Answer: Use health checks and connection draining: fail readiness, stop accepting new connections, gracefully Shutdown, and let the LB remove the instance before termination.

Explanation: Readiness gates traffic; graceful shutdown drains in-flight requests.

// Example http.Server with timeouts and graceful shutdown
srv := &http.Server{
    Addr:              ":8080",
    Handler:           mux,
    ReadTimeout:       5 * time.Second,
    ReadHeaderTimeout: 2 * time.Second,
    WriteTimeout:      10 * time.Second,
    IdleTimeout:       60 * time.Second,
}

// On SIGTERM/SIGINT:
ctx, cancel := context.WithTimeout(context.Background(), 20*time.Second)
defer cancel()
_ = srv.Shutdown(ctx) // allow in-flight requests to complete

Question: What are the most important considerations when working with gRPC in a distributed system?

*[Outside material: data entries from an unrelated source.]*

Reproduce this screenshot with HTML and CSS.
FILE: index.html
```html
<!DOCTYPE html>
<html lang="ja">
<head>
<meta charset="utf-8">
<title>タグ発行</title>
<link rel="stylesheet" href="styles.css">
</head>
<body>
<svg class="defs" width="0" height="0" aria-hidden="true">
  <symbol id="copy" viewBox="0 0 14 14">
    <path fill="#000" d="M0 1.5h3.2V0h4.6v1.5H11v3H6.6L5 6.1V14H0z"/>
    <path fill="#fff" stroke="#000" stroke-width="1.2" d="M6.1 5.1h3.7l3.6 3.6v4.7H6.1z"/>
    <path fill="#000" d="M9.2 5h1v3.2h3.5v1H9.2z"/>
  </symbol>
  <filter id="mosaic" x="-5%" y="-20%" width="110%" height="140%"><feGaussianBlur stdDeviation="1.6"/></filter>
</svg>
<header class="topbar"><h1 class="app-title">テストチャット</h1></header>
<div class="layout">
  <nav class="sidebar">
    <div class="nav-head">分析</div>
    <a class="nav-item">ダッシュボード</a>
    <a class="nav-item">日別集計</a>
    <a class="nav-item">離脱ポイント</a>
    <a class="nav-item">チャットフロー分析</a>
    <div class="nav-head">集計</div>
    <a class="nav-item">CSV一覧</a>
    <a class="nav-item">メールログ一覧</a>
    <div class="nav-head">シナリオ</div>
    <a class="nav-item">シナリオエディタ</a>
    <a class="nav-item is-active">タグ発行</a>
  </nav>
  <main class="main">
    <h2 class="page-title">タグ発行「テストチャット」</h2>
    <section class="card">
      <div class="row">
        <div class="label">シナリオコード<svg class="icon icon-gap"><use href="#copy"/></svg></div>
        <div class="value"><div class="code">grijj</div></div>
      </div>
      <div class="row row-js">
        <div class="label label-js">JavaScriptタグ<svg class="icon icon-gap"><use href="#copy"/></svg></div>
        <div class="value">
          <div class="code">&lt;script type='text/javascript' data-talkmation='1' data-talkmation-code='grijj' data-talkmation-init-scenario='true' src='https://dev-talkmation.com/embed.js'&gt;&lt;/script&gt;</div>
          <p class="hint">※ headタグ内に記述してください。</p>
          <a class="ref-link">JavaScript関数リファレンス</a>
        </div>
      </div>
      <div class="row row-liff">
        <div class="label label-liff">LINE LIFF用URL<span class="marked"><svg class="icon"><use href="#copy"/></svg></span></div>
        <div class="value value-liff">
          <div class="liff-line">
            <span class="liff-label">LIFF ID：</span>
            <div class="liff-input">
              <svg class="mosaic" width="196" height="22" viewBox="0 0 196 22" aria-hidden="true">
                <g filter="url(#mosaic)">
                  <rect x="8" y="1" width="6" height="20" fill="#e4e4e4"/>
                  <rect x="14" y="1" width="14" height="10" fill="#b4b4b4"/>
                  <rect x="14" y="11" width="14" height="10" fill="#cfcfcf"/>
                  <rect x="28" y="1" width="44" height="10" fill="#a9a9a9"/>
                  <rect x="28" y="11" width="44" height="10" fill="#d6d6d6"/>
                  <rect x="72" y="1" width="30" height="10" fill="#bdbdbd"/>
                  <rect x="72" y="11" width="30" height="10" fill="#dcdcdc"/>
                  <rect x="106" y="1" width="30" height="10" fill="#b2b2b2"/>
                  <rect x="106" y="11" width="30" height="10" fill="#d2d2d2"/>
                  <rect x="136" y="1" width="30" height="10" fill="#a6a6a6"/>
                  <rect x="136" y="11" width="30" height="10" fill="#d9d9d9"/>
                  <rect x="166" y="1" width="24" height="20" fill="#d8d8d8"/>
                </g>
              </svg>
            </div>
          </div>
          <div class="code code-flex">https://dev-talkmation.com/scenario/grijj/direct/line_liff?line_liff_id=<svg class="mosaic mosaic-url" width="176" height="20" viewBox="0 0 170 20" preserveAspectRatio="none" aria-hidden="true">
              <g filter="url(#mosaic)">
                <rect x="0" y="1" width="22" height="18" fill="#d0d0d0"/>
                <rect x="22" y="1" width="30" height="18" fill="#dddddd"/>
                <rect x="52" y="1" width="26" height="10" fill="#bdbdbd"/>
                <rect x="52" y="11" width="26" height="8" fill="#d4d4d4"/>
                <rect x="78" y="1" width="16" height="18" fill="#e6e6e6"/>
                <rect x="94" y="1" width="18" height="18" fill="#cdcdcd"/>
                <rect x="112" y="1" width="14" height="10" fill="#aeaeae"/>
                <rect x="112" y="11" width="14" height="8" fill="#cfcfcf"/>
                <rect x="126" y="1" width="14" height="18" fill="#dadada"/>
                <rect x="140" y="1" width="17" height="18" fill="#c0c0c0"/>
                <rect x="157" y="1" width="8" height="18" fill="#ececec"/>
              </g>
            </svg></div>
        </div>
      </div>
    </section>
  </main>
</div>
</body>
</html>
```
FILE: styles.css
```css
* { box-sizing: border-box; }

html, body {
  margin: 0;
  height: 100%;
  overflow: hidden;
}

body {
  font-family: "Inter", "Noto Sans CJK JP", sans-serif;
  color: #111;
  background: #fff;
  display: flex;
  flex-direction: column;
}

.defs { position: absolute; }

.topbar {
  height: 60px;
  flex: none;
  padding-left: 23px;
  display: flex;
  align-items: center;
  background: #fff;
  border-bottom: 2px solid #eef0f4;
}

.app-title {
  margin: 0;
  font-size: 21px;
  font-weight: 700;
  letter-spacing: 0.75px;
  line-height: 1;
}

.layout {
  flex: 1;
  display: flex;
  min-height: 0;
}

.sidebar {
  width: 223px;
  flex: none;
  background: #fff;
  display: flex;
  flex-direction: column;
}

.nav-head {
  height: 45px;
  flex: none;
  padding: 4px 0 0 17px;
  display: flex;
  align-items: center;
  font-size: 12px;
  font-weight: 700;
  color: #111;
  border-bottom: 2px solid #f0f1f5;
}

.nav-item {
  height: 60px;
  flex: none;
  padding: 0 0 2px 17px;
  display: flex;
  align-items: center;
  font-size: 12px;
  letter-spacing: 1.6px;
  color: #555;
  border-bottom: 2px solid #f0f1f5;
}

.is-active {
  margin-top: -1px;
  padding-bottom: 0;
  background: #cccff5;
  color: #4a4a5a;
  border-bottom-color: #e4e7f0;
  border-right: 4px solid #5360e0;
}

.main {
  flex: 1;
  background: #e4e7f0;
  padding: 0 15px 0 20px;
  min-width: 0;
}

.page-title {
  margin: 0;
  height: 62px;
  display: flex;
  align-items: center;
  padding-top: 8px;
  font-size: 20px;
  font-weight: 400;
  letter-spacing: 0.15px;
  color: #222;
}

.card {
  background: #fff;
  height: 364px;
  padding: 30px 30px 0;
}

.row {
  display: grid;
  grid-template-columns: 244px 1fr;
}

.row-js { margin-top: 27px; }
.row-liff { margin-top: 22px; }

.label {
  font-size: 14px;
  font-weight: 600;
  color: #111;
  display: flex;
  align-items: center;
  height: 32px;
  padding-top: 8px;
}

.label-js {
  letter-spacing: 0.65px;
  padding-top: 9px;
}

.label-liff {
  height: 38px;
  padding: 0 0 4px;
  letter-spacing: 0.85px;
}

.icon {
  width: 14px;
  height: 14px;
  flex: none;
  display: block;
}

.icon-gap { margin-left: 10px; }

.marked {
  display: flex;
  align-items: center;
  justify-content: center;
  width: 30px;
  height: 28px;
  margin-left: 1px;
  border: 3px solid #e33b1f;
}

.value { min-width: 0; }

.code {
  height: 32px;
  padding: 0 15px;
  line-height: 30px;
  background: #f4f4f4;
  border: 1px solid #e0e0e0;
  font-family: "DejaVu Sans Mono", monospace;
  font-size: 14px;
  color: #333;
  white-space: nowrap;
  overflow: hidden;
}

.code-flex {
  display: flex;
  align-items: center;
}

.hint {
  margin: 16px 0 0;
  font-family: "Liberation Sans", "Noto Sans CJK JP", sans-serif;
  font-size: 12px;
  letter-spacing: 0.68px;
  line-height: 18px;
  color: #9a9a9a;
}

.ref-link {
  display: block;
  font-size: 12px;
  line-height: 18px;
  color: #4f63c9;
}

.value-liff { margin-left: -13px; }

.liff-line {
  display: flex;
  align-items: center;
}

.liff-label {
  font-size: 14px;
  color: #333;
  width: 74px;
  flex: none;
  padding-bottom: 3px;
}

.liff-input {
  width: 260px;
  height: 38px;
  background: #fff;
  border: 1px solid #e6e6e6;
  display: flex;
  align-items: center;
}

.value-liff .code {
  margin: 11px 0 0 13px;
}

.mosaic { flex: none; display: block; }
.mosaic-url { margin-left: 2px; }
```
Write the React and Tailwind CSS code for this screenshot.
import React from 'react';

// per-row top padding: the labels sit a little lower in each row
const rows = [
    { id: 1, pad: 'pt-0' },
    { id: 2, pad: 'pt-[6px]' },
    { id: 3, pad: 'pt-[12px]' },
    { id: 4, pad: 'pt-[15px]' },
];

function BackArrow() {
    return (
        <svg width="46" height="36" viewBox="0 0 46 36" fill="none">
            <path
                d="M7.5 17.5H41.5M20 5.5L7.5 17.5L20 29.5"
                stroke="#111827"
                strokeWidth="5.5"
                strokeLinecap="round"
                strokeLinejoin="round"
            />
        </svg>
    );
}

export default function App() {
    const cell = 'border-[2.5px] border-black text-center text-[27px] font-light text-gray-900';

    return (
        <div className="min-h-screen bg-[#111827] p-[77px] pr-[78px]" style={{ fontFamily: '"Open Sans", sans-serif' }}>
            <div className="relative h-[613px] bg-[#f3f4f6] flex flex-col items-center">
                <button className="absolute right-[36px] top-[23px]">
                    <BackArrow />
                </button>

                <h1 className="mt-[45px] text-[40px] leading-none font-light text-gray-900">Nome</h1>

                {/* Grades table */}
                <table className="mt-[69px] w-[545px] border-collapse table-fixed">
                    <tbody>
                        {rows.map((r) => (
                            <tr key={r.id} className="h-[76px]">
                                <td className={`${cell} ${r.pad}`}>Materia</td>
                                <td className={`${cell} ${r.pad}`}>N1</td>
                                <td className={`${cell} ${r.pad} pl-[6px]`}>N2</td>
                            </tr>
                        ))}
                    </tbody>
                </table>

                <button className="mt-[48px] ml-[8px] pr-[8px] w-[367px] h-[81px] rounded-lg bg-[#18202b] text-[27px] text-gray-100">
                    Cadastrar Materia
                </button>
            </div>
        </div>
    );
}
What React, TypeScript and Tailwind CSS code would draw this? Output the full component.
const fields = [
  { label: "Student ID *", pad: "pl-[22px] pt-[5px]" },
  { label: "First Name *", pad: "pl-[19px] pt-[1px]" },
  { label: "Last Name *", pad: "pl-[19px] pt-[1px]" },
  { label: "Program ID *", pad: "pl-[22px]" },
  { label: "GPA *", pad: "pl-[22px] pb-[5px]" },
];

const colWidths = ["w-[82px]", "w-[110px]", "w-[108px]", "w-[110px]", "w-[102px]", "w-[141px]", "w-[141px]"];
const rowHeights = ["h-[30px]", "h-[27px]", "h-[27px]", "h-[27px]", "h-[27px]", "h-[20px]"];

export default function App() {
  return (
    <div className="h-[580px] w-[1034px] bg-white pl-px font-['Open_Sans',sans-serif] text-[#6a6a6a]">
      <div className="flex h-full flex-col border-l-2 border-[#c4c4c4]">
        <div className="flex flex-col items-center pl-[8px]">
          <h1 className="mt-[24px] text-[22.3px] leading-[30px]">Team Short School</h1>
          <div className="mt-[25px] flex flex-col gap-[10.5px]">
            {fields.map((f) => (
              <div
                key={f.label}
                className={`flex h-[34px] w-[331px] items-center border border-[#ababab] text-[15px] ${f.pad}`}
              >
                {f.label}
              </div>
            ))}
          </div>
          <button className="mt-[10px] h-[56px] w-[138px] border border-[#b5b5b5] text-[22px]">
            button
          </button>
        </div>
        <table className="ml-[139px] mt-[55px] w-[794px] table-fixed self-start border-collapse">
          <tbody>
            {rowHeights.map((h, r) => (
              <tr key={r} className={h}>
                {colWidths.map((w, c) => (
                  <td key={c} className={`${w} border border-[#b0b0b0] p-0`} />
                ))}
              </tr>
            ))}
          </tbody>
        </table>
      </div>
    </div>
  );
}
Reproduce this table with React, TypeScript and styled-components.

Answer: The most critical considerations are deadlines, idempotency, and observability. Every gRPC call must have a deadline set via the context to prevent requests from waiting forever. Retries must be implemented with care, ensuring the operations are idempotent. Interceptors should be used to inject cross-cutting concerns like tracing, metrics, and authentication.

Explanation: In a distributed system, failures are inevitable. Deadlines prevent a failure in one service from cascading and consuming resources in upstream services. gRPC-Go interceptors are the standard mechanism for adding middleware-like functionality to both the client and server, making it the perfect place to handle logging, metrics (e.g., RED), and propagating trace contexts.

Question: How do you configure gRPC clients for reliability (keepalive, limits)?

Answer: Set per-RPC deadlines, configure keepalive pings, cap message sizes, and use backoff.

Explanation: These improve failure detection and prevent memory blowups from oversized messages.

import (
    "google.golang.org/grpc"
    "google.golang.org/grpc/keepalive"
)

conn, err := grpc.Dial(addr,
    grpc.WithTransportCredentials(creds),
    grpc.WithDefaultCallOptions(grpc.MaxCallRecvMsgSize(8<<20)),
    grpc.WithKeepaliveParams(keepalive.ClientParameters{
        Time:                30 * time.Second,
        Timeout:             10 * time.Second,
        PermitWithoutStream: true,
    }),
)
_ = err

Question: How do you cap concurrent requests server-side without head-of-line blocking?

Answer: Use a token bucket or weighted semaphore per-endpoint; return 429 when saturated.

Explanation: Apply limits early in middleware to shed load fairly and protect dependencies.

Question: How do you harden HTTP servers and clients with TLS and HTTP/2?

Answer: Enforce TLS1.2+, prefer modern ciphers, enable HTTP/2, set MaxHeaderBytes, limit request body size, and drain/close bodies correctly.

Explanation: Tight limits prevent resource exhaustion and header attacks; HTTP/2 improves multiplexing but requires sane flow-control and timeouts.

srv := &http.Server{
    TLSConfig: &tls.Config{
        MinVersion: tls.VersionTLS12,
        CurvePreferences: []tls.CurveID{tls.X25519, tls.CurveP256},
        PreferServerCipherSuites: true,
    },
    MaxHeaderBytes: 1 << 20, // 1MB
}

// Client dialer timeouts
d := &net.Dialer{Timeout: 3 * time.Second, KeepAlive: 30 * time.Second}
tr := &http.Transport{DialContext: d.DialContext, ForceAttemptHTTP2: true}
client := &http.Client{Transport: tr, Timeout: 15 * time.Second}

Question: How do you prevent request body abuse and ensure proper cleanup?

Answer: Wrap handlers with http.MaxBytesReader, check r.ContentLength, and always io.Copy(io.Discard, r.Body) on errors then r.Body.Close().

Explanation: Proper draining returns the connection to the pool; failing to drain can leak connections.